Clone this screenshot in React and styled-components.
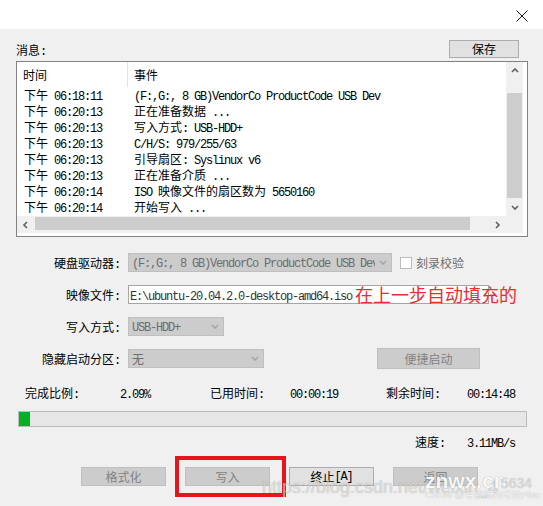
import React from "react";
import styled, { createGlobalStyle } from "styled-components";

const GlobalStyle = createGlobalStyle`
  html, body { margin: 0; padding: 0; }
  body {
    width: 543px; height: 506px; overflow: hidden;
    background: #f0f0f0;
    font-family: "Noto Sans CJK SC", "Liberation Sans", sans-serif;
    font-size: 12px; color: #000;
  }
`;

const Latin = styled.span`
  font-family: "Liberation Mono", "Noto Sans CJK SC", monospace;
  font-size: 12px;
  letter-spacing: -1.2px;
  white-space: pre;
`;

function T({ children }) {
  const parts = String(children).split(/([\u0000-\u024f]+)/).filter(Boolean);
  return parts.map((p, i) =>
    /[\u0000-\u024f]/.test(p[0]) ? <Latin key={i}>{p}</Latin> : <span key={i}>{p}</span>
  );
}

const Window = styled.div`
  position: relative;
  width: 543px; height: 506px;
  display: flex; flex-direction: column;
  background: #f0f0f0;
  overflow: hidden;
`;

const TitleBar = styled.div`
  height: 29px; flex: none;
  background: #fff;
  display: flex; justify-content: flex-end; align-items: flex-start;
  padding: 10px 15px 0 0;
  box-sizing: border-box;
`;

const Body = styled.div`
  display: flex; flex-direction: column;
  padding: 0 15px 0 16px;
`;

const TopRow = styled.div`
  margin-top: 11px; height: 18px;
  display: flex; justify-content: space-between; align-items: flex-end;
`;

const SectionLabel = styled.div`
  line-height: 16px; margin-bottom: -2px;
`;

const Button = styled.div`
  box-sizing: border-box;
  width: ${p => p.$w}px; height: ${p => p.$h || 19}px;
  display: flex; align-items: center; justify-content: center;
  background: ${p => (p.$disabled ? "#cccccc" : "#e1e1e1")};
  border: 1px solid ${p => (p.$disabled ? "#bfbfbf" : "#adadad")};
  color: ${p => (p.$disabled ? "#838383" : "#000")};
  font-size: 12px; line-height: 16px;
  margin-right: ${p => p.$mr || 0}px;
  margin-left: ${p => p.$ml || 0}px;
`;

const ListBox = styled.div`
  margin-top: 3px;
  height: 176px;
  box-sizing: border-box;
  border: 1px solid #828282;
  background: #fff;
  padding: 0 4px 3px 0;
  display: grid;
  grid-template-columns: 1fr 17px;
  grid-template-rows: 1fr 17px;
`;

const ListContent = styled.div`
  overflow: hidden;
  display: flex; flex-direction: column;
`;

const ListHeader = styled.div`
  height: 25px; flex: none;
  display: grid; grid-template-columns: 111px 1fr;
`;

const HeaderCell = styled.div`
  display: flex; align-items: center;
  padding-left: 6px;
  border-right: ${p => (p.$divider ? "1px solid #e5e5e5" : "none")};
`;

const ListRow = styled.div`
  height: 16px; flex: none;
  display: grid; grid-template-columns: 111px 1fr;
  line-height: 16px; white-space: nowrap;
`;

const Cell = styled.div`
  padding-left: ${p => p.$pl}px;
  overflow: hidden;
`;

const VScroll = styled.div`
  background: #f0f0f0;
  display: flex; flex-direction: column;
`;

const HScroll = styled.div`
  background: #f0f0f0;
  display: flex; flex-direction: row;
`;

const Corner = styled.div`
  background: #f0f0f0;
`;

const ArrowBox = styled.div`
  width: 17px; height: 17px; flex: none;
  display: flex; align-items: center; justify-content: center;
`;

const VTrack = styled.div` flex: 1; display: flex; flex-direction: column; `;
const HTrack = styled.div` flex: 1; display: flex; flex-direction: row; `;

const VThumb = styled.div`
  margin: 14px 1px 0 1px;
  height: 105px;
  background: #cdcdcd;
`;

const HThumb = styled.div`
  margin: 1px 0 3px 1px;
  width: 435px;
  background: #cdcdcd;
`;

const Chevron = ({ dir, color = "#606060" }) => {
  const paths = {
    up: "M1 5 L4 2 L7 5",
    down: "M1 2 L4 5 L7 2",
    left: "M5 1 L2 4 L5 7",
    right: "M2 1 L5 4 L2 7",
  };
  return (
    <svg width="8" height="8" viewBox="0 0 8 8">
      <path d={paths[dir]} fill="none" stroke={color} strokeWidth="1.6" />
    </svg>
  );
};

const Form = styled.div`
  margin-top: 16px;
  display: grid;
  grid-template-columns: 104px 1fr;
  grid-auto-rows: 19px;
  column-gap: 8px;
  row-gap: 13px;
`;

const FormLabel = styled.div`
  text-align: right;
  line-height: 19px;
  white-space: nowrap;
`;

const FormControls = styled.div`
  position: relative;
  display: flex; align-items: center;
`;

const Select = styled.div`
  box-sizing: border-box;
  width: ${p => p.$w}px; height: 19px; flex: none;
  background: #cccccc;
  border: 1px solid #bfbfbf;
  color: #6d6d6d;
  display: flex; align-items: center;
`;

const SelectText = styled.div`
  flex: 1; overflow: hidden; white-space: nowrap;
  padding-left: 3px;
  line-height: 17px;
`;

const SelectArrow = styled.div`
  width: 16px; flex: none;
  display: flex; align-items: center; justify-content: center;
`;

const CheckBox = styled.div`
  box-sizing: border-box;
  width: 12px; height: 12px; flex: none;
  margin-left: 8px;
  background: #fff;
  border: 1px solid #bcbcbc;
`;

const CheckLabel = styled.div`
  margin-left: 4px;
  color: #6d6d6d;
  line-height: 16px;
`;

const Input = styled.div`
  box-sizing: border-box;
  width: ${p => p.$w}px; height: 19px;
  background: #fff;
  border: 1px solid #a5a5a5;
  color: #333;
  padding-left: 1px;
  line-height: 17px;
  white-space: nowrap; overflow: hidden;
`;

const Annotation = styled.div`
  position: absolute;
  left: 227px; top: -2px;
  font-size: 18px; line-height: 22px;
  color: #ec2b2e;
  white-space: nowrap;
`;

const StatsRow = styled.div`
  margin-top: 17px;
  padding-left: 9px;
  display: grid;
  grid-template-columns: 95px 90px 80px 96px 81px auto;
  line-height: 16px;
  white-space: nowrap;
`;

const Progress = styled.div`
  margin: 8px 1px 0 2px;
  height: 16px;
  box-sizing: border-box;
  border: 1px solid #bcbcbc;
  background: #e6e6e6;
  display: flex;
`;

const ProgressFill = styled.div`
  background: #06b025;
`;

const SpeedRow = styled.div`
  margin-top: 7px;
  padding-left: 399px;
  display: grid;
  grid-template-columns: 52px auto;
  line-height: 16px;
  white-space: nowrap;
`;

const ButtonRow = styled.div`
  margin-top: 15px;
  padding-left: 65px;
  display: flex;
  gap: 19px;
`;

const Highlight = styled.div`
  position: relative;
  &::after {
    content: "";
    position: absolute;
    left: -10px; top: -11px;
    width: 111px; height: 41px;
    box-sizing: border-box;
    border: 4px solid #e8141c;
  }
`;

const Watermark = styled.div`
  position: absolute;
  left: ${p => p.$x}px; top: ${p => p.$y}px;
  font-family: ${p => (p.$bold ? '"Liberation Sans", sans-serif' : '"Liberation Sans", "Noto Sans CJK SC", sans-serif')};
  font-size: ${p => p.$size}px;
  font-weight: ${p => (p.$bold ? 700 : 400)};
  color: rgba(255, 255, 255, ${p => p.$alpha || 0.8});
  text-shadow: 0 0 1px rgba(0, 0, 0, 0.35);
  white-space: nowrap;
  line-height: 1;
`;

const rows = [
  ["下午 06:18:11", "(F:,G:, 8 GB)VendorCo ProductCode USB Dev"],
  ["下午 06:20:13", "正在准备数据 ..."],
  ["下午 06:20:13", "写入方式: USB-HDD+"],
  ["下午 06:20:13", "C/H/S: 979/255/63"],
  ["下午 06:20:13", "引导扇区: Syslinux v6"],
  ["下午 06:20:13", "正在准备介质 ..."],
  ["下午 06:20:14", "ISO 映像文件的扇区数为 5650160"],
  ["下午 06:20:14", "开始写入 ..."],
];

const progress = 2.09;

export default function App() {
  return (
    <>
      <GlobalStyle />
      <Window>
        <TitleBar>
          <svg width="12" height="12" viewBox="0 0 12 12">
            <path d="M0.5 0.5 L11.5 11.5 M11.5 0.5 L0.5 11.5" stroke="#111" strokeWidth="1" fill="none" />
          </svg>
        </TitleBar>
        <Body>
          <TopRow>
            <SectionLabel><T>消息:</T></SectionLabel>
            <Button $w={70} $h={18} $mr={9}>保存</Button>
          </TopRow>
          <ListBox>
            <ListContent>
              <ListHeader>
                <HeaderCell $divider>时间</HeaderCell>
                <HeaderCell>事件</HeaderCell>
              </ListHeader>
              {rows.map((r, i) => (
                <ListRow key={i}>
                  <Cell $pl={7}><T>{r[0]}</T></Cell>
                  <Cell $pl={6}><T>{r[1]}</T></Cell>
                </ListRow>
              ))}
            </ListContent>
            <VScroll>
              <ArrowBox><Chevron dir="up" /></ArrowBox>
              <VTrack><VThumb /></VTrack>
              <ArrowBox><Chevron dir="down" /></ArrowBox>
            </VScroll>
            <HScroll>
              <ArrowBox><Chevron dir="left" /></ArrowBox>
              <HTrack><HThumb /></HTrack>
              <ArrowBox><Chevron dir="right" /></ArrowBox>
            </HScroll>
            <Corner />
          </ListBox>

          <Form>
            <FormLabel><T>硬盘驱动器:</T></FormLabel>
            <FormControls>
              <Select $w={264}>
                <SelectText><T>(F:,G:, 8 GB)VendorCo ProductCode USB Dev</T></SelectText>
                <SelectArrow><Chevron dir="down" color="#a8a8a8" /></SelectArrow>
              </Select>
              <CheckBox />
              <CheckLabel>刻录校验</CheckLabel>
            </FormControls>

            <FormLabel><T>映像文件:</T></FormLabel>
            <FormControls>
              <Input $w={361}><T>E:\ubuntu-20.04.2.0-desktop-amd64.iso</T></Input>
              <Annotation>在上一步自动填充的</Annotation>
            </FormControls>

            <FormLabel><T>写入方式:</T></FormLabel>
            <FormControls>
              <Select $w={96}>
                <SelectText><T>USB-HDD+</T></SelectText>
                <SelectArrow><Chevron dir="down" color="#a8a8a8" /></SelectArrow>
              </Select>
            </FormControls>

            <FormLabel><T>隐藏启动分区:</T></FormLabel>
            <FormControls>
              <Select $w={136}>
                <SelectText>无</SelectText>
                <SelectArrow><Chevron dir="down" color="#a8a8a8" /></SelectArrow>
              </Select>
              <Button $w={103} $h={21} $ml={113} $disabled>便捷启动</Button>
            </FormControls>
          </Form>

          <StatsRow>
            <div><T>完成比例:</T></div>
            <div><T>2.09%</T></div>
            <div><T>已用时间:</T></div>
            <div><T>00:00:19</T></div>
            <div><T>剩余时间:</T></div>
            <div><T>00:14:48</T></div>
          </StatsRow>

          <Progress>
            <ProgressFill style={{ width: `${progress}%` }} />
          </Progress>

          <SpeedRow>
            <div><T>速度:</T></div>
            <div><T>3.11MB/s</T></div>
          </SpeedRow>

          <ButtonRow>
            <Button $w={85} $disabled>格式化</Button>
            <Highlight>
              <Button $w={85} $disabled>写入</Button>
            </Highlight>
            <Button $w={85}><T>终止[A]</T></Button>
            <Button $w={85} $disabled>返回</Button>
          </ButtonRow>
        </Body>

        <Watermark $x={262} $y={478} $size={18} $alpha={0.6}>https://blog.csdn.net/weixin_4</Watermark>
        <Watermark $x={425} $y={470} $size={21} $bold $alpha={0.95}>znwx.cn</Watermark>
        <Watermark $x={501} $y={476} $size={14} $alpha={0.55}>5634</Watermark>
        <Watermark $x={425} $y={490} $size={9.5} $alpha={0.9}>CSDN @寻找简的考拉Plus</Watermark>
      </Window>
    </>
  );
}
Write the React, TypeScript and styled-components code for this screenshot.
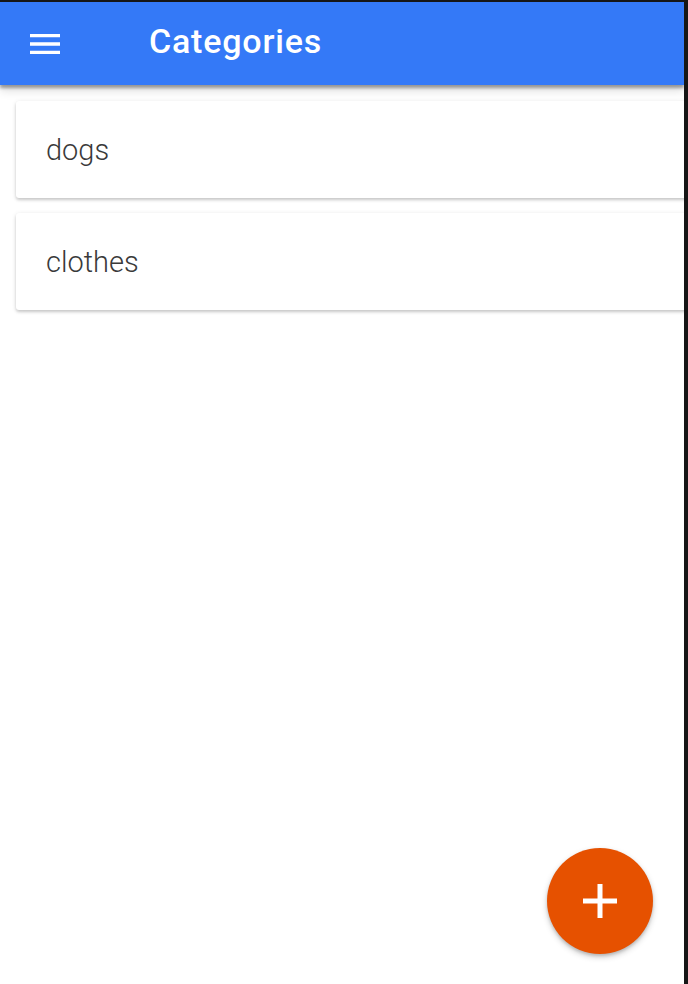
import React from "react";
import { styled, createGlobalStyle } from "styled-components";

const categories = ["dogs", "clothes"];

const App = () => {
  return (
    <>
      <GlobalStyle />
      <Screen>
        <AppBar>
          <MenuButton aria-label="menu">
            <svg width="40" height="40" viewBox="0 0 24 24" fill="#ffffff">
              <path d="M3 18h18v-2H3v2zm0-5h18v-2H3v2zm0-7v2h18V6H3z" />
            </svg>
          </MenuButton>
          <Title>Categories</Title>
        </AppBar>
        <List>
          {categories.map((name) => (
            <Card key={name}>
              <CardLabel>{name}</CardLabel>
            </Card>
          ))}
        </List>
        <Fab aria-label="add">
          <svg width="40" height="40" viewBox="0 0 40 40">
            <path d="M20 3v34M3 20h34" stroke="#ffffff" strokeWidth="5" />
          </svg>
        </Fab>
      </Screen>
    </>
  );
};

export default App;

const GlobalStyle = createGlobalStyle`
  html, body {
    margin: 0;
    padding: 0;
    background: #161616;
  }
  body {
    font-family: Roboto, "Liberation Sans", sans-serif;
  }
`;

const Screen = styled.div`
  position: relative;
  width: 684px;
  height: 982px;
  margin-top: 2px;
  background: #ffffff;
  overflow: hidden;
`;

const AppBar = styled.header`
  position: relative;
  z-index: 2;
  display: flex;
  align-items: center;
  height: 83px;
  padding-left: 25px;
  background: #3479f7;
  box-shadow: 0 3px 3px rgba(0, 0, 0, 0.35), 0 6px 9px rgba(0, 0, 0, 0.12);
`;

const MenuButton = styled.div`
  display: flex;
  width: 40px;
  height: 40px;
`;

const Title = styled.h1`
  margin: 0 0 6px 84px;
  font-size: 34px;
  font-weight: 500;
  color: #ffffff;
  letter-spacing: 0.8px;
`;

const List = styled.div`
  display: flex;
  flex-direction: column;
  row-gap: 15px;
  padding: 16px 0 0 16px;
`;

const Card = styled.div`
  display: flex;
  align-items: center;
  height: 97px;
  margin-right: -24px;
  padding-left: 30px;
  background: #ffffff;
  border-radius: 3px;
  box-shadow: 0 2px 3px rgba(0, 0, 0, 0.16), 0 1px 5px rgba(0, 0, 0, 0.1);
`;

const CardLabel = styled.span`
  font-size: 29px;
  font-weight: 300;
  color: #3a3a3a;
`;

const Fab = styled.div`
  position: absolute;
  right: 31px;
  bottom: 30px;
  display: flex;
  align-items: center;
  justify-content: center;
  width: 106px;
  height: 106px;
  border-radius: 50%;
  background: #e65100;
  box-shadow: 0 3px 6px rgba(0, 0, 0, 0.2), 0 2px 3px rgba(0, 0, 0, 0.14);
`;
※ ※ ※
== Stated exercise ==
Check each line above for "this" and return the ones that have it.

== Task answer ==
Clone this screenshot in React and styled-components.
Write the React, TypeScript and styled-components code for this screenshot.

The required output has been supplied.